As the Louis Armstrong song lyric has it, “Birds do it, bees do it; even educated fleas do it.” Though the song is about falling in love, the lyric could also apply to leadership behavior. People are, of course, animals, so it stands to reason that some aspects of leadership among the humans would reflect some aspects of behavior among other critters. Before various species of hominids walked upright in the world, other species had been practicing varieties of behavior that look a lot like leadership. Many of these behaviors are well know to all of us, even those of us who have no special knowledge of animal behavior. It’s fairly easy to identify patterns of behavior that look like critters working together to adapt to challenging problems in their environments, especially in the assumption of different roles by different members of the hive, flock, herd, pride, or clan. Such roles are often distinguished by age, gender, strength, and skill. Ultimately, it’s not too difficult to recognize that the driving purpose of all the patterns of leadership behavior is the whole group’s survival and adaptation to a challenging environment.

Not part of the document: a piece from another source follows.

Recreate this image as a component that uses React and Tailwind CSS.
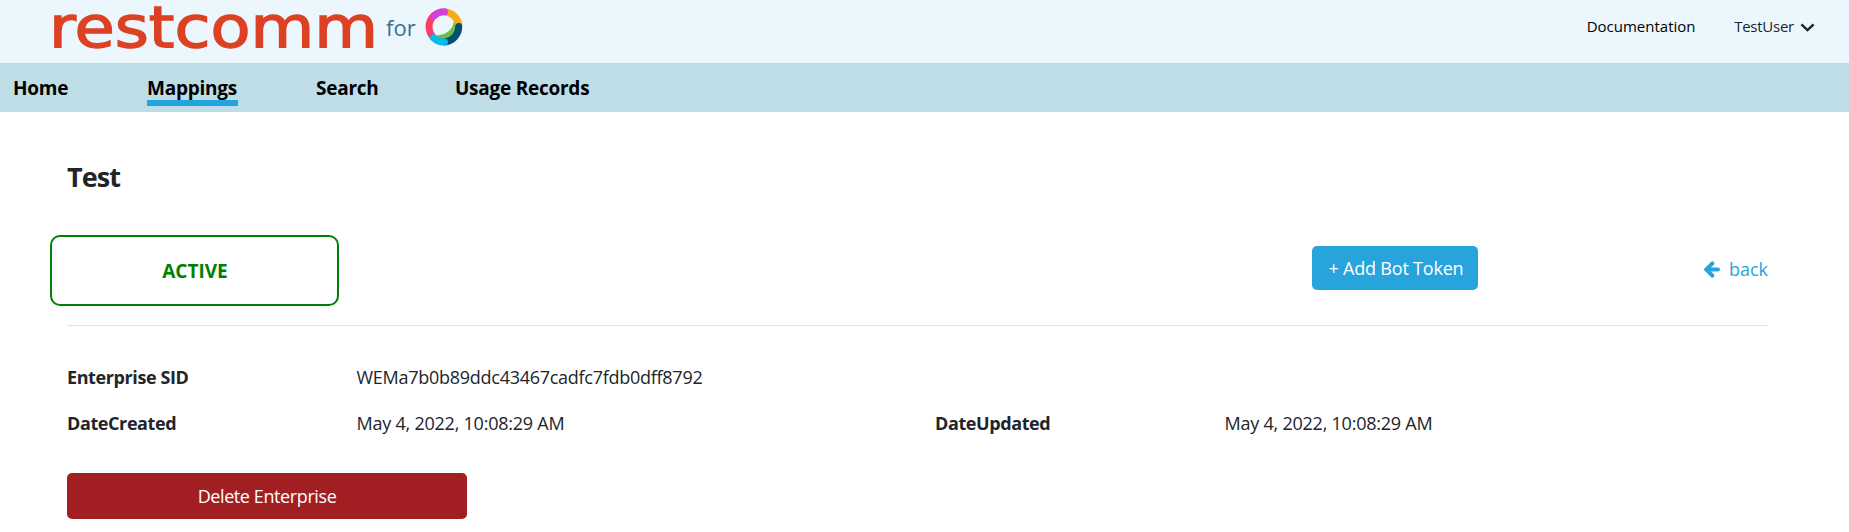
import React from "react";

const NAV = [
  { label: "Home", cls: "ml-[13px] w-[134px]" },
  { label: "Mappings", cls: "w-[169px]", active: true },
  { label: "Search", cls: "w-[139px]" },
  { label: "Usage Records", cls: "" },
];

function Wordmark() {
  return (
    <svg width="328" height="63" viewBox="0 0 328 63" className="block shrink-0 overflow-visible">
      <text
        x="-1"
        y="46.5"
        textLength="329"
        lengthAdjust="spacingAndGlyphs"
        fill="#dd4124"
        stroke="#dd4124"
        strokeWidth="1.4"
        fontSize="57"
        fontWeight="400"
        fontFamily="'DejaVu Sans', sans-serif"
      >
        restcomm
      </text>
    </svg>
  );
}

function WebexRing() {
  return (
    <svg width="38" height="38" viewBox="0 0 38 38" className="block shrink-0" fill="none" strokeLinecap="round">
      <path d="M28.6 9.5 C30 18 24.5 27.5 9.5 27.5 C15 35 31 33 32.5 17 Z" fill="#6ebe4a" />
      <path d="M20.5 3.9 A15.2 15.2 0 0 1 33.9 17" stroke="#fbab18" strokeWidth="7" />
      <path d="M33.7 18.6 A15.2 15.2 0 0 1 20 33.9" stroke="#005073" strokeWidth="7" />
      <path d="M8 29 A15.2 15.2 0 0 1 8.5 8" stroke="#ff3b69" strokeWidth="7" />
      <path d="M19.5 34 A15.2 15.2 0 0 1 8.6 30" stroke="#00bceb" strokeWidth="7" />
      <path d="M8.8 7.8 A15.2 15.2 0 0 1 19.5 3.8" stroke="#d53fdb" strokeWidth="7" />
    </svg>
  );
}

function Field({ label, value }) {
  return (
    <div className="flex w-[868px] shrink-0">
      <div className="w-[289.5px] font-bold tracking-[-0.4px]">{label}</div>
      <div>{value}</div>
    </div>
  );
}

export default function App() {
  return (
    <div className="h-[532px] overflow-hidden bg-white font-['Open_Sans',sans-serif] text-lg leading-[27px] text-[#212529]">
      <header className="flex h-[63px] items-start bg-[#ebf7fd] pl-[50px]">
        <Wordmark />
        <span className="ml-[8px] pt-[12px] text-[22px] leading-[30px] text-[#3b6f8c]">for</span>
        <div className="ml-[9px] pt-[8px]">
          <WebexRing />
        </div>
        <div className="mr-[34px] ml-auto flex pt-[15px] text-[15px] leading-[23px]">
          <span className="w-[147.5px] text-black">Documentation</span>
          <span className="tracking-[-0.25px]">TestUser</span>
          <svg width="15" height="10" viewBox="0 0 15 10" className="mt-[8px] ml-[6px]" fill="none" stroke="#212529" strokeWidth="2.4">
            <path d="M1.4 1.3 L7.5 7.2 L13.6 1.3" />
          </svg>
        </div>
      </header>

      <nav className="flex h-[49px] bg-[#bfdde7] pt-[11px] text-[19px] leading-[28px] font-bold tracking-[-0.25px] text-black">
        {NAV.map(({ label, cls, active }) => (
          <div key={label} className={cls}>
            <span className={active ? "block h-[32px] w-[91px] border-b-6 border-[#20a5de]" : "block"}>{label}</span>
          </div>
        ))}
      </nav>

      <main className="mr-[81px] ml-[67px]">
        <h1 className="pt-[46px] text-[27px] leading-[38px] font-bold tracking-[-0.9px]">Test</h1>

        <div className="-ml-[17px] mt-[39px] flex h-[90px] items-start">
          <div className="flex h-[71px] w-[289px] items-center justify-center rounded-[10px] border-2 border-[#008000] pt-[2px] pl-px text-[19px] font-bold text-[#008000]">
            ACTIVE
          </div>
          <button className="mt-[11px] ml-[973px] h-[44px] w-[166px] rounded-[5px] bg-[#28a4dd] pl-[2px] text-center tracking-[-0.2px] text-white">
            + Add Bot Token
          </button>
          <a className="mt-[21px] ml-auto flex text-[#28a4dd]">
            <svg width="16" height="17" viewBox="0 0 16 17" className="mt-[5px] mr-[9px]" fill="none" stroke="#28a4dd" strokeLinecap="round">
              <path d="M8.4 2.4 L2.4 8.5 L8.4 14.6" strokeWidth="4" />
              <path d="M3 8.5 H14" strokeWidth="4" />
            </svg>
            <span>back</span>
          </a>
        </div>
        <hr className="border-[#e1e2e3]" />

        <div className="pt-[38px]">
          <div className="tracking-[-0.27px]">
            <Field label="Enterprise SID" value="WEMa7b0b89ddc43467cadfc7fdb0dff8792" />
          </div>
          <div className="mt-[19px] flex tracking-[-0.23px]">
            <Field label="DateCreated" value="May 4, 2022, 10:08:29 AM" />
            <Field label="DateUpdated" value="May 4, 2022, 10:08:29 AM" />
          </div>
        </div>

        <button className="mt-[36px] block h-[46px] w-[400px] rounded-[5px] bg-[#a11f22] tracking-[-0.4px] text-white">
          Delete Enterprise
        </button>
      </main>
    </div>
  );
}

Some of the behaviors summarized below are obvious to even the most casual observers; others have been described by expert animal behaviorists.

Like ants, wasps, and a few other complex species, bees are considered “eusocial” by scientists who study them. This means that bees, ants, wasps, and a few other species depend on social behavior that ultimately subordinates the individual critter to the welfare of the whole community. Considering the bees, life in every hive is organized around a female queen who is way bigger than any other member of the hive and whose primary function is to give birth to many little baby bees. In other words, the future of the whole bee community depends on the queen and on those who take care of the queen. Thus the queen is pampered, supported, and catered to constantly. The downside of the queen bee’s life, however, is that she never gets to do anything other than lie around and give birth to little baby bees over and over and over again. That may be necessary, but it seems depressingly boring to me.

                       

Male bees are called “drones,” which implies that they don’t do much, but of course they do contribute their genetic material to the queen for the sake of reproduction. Other female bees are generally “worker bees” who spend much of their time out of the hive looking for and gathering nectar from flowers, the main ingredient in the honey that forms the bee diet. (And which is also coveted by human beings, some of whom make a living as beekeepers.) Worker bees communicate with each other in order to find significant sources of nectar. They do a little waggle dance and point their hind ends toward the nectar-laden flowers they have discovered so other worker bees can help deliver the goods back to the hive. Interestingly, the process of gathering nectar to make honey also benefits the flowers, whose reproduction depends on the process of fertilization by distributing pollen from plant to plant. Though worker bees are individually not as critical to the life of the hive as the queen, it seems to me that the life of a worker bee is a lot more interesting than the life of the queen.